Ole Lee Jr. SOMERS - Ole Lee Jr., 90, of Somers, passed away Friday, Nov. 21, 2003.
He was born in Olso, Norway, on July 24, 1913, to Olaf and Gunhild Lee. They returned to Montana in 1914 and resided on the family homestead in the Swan Valley and later moved to Somers where his father was employed at Somers Lumber Co.
He attended elementary and high school in Somers and Kalispell, and was a member of the 1932 graduating class of Flathead High School. He was employed by Somers Lumber Co. and also sold Evinrude outboard motors in his spare time.
On June 21, 1936, he married Patricia Flynn of Kalispell.
Ole and Pat began the enterprise Lee Craft Boats on Flathead Lake in 1938 and operated it for 33 years. Ole and his loyal crew designed and built wood and fiberglass boats, earning him a reputation throughout the Northwest as "The Builder of Fine Boats." He raced hydroplane boats during the 1940s and '50s and was an avid hunter and fisherman his entire life.
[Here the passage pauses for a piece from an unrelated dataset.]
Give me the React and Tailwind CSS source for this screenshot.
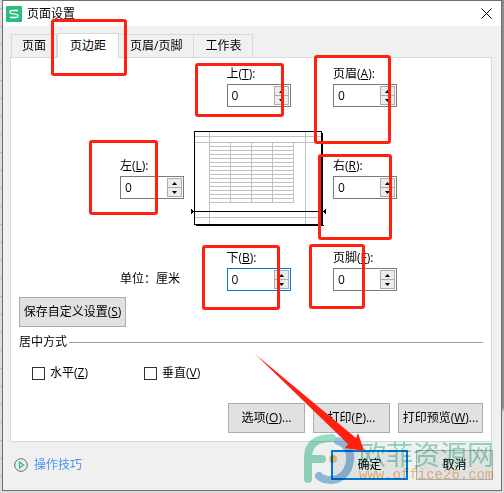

Ole enjoyed reminiscing about the early days in Somers and the Flathead Valley and loved sharing his photos.
A 90th birthday celebration held for him in July was attended by his many friends here in the Flathead and by all of his family.
He was a member of the Elks Lodge and Sons of Norway in Kalispell and Eidsvold Lutheran Church in Somers.
Ole is remembered by his family as a loving and caring father and grandfather who cherished his entire family.
He was preceded in death by his wife Patricia, his parents Olaf and Gunhild and granddaughter Pam Michels.
He is survived by his four children, Nancy and Don Lockman of Anchorage, Alaska, Virginia Michels, and Larry and Ilene Lee of Lake Havasu City, Ariz., and Tom and Barb Lee of Kalispell; 10 grandchildren; 10 great-grandchildren; sister Hilda Hatlen in Libby; and several nieces and nephews.